▶ **Problem description**: Quote all of the data that follows exactly as written, skipping the images.

[START Data lines]

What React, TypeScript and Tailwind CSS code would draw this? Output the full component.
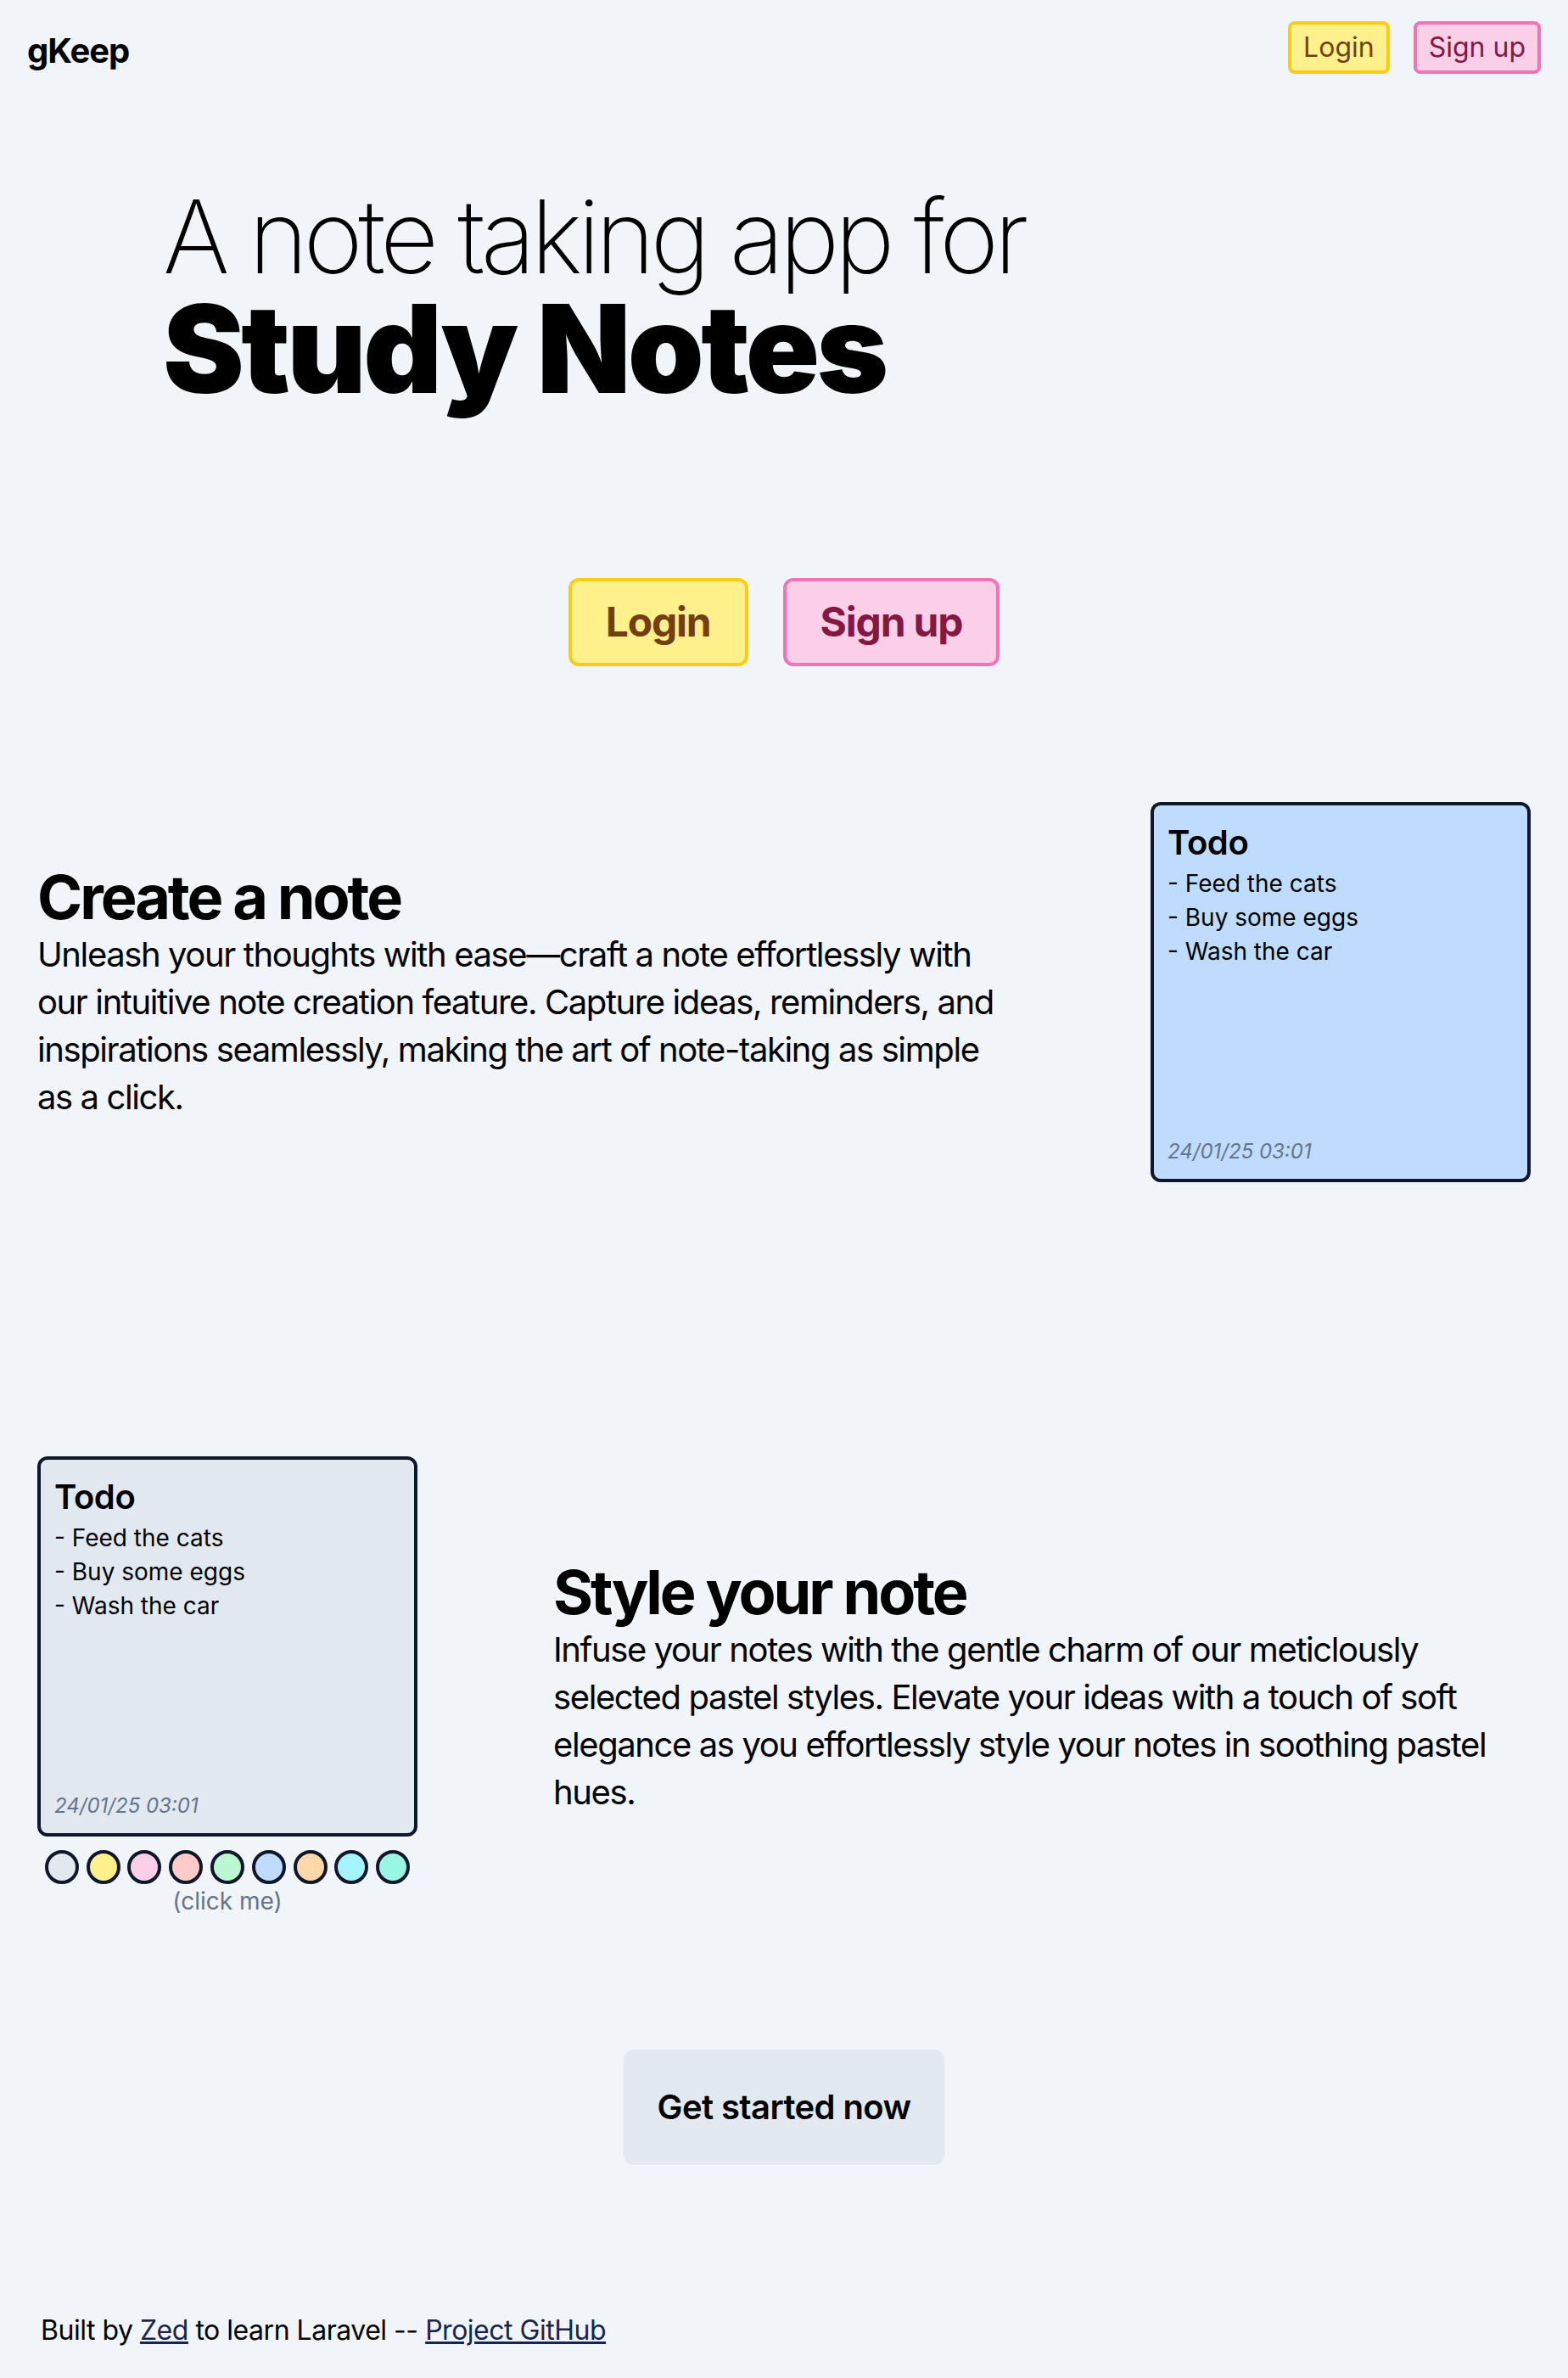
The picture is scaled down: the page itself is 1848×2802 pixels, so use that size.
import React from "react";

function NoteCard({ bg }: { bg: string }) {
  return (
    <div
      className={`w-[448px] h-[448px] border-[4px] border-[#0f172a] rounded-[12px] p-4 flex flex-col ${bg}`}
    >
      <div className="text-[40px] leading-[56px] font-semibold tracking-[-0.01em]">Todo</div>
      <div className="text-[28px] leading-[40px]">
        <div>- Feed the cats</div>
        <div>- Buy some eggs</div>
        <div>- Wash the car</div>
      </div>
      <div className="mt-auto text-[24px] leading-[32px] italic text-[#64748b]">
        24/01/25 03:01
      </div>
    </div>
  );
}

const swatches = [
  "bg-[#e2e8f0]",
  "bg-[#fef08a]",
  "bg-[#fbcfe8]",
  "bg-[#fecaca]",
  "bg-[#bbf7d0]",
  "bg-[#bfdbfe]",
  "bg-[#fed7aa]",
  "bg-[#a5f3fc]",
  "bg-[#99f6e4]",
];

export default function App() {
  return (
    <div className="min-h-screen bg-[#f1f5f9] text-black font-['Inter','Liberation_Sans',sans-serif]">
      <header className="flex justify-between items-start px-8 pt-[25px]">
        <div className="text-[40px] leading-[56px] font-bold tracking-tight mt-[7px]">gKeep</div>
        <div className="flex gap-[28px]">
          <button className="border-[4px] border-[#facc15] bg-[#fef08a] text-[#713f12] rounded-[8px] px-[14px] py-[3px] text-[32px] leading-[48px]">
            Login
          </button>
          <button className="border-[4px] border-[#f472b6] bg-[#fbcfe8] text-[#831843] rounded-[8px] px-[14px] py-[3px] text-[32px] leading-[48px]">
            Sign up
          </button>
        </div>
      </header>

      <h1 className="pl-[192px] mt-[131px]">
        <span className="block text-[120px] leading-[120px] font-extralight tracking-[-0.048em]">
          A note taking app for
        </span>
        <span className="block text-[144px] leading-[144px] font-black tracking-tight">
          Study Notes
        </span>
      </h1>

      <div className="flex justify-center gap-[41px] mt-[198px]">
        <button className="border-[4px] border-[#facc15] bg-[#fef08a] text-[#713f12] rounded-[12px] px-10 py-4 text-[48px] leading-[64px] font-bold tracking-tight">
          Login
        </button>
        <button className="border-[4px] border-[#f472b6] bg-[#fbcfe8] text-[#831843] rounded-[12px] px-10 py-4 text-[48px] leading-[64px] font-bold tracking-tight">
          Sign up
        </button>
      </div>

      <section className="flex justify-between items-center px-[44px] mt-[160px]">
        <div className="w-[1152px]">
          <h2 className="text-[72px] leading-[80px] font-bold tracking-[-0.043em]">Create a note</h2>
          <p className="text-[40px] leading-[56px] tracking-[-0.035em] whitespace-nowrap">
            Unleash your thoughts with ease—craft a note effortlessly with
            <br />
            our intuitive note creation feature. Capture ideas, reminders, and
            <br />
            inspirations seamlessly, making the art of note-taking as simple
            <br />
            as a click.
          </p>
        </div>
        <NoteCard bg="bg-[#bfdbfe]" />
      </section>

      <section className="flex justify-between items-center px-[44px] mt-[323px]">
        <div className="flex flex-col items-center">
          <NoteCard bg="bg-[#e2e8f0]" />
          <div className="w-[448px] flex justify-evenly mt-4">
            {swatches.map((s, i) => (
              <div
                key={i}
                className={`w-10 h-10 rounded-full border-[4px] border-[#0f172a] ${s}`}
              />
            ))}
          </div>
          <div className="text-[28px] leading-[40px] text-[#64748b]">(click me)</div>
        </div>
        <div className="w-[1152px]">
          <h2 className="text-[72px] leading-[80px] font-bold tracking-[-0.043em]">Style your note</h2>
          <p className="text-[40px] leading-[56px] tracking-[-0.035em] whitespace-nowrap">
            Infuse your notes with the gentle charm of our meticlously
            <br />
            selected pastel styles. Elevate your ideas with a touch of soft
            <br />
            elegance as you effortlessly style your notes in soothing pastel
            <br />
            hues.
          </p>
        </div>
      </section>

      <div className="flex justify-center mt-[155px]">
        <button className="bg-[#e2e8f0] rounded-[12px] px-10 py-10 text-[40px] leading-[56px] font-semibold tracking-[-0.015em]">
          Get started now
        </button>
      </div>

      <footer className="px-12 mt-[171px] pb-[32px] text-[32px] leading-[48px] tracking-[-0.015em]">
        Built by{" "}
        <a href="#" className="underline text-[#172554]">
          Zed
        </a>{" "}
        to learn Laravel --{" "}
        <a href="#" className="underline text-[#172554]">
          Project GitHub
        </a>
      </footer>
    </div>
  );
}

[END Data lines]

▶ **Result for this task**:
What React, TypeScript and Tailwind CSS code would draw this? Output the full component.
The picture is scaled down: the page itself is 1848×2802 pixels, so use that size.
import React from "react";

function NoteCard({ bg }: { bg: string }) {
  return (
    <div
      className={`w-[448px] h-[448px] border-[4px] border-[#0f172a] rounded-[12px] p-4 flex flex-col ${bg}`}
    >
      <div className="text-[40px] leading-[56px] font-semibold tracking-[-0.01em]">Todo</div>
      <div className="text-[28px] leading-[40px]">
        <div>- Feed the cats</div>
        <div>- Buy some eggs</div>
        <div>- Wash the car</div>
      </div>
      <div className="mt-auto text-[24px] leading-[32px] italic text-[#64748b]">
        24/01/25 03:01
      </div>
    </div>
  );
}

const swatches = [
  "bg-[#e2e8f0]",
  "bg-[#fef08a]",
  "bg-[#fbcfe8]",
  "bg-[#fecaca]",
  "bg-[#bbf7d0]",
  "bg-[#bfdbfe]",
  "bg-[#fed7aa]",
  "bg-[#a5f3fc]",
  "bg-[#99f6e4]",
];

export default function App() {
  return (
    <div className="min-h-screen bg-[#f1f5f9] text-black font-['Inter','Liberation_Sans',sans-serif]">
      <header className="flex justify-between items-start px-8 pt-[25px]">
        <div className="text-[40px] leading-[56px] font-bold tracking-tight mt-[7px]">gKeep</div>
        <div className="flex gap-[28px]">
          <button className="border-[4px] border-[#facc15] bg-[#fef08a] text-[#713f12] rounded-[8px] px-[14px] py-[3px] text-[32px] leading-[48px]">
            Login
          </button>
          <button className="border-[4px] border-[#f472b6] bg-[#fbcfe8] text-[#831843] rounded-[8px] px-[14px] py-[3px] text-[32px] leading-[48px]">
            Sign up
          </button>
        </div>
      </header>

      <h1 className="pl-[192px] mt-[131px]">
        <span className="block text-[120px] leading-[120px] font-extralight tracking-[-0.048em]">
          A note taking app for
        </span>
        <span className="block text-[144px] leading-[144px] font-black tracking-tight">
          Study Notes
        </span>
      </h1>

      <div className="flex justify-center gap-[41px] mt-[198px]">
        <button className="border-[4px] border-[#facc15] bg-[#fef08a] text-[#713f12] rounded-[12px] px-10 py-4 text-[48px] leading-[64px] font-bold tracking-tight">
          Login
        </button>
        <button className="border-[4px] border-[#f472b6] bg-[#fbcfe8] text-[#831843] rounded-[12px] px-10 py-4 text-[48px] leading-[64px] font-bold tracking-tight">
          Sign up
        </button>
      </div>

      <section className="flex justify-between items-center px-[44px] mt-[160px]">
        <div className="w-[1152px]">
          <h2 className="text-[72px] leading-[80px] font-bold tracking-[-0.043em]">Create a note</h2>
          <p className="text-[40px] leading-[56px] tracking-[-0.035em] whitespace-nowrap">
            Unleash your thoughts with ease—craft a note effortlessly with
            <br />
            our intuitive note creation feature. Capture ideas, reminders, and
            <br />
            inspirations seamlessly, making the art of note-taking as simple
            <br />
            as a click.
          </p>
        </div>
        <NoteCard bg="bg-[#bfdbfe]" />
      </section>

      <section className="flex justify-between items-center px-[44px] mt-[323px]">
        <div className="flex flex-col items-center">
          <NoteCard bg="bg-[#e2e8f0]" />
          <div className="w-[448px] flex justify-evenly mt-4">
            {swatches.map((s, i) => (
              <div
                key={i}
                className={`w-10 h-10 rounded-full border-[4px] border-[#0f172a] ${s}`}
              />
            ))}
          </div>
          <div className="text-[28px] leading-[40px] text-[#64748b]">(click me)</div>
        </div>
        <div className="w-[1152px]">
          <h2 className="text-[72px] leading-[80px] font-bold tracking-[-0.043em]">Style your note</h2>
          <p className="text-[40px] leading-[56px] tracking-[-0.035em] whitespace-nowrap">
            Infuse your notes with the gentle charm of our meticlously
            <br />
            selected pastel styles. Elevate your ideas with a touch of soft
            <br />
            elegance as you effortlessly style your notes in soothing pastel
            <br />
            hues.
          </p>
        </div>
      </section>

      <div className="flex justify-center mt-[155px]">
        <button className="bg-[#e2e8f0] rounded-[12px] px-10 py-10 text-[40px] leading-[56px] font-semibold tracking-[-0.015em]">
          Get started now
        </button>
      </div>

      <footer className="px-12 mt-[171px] pb-[32px] text-[32px] leading-[48px] tracking-[-0.015em]">
        Built by{" "}
        <a href="#" className="underline text-[#172554]">
          Zed
        </a>{" "}
        to learn Laravel --{" "}
        <a href="#" className="underline text-[#172554]">
          Project GitHub
        </a>
      </footer>
    </div>
  );
}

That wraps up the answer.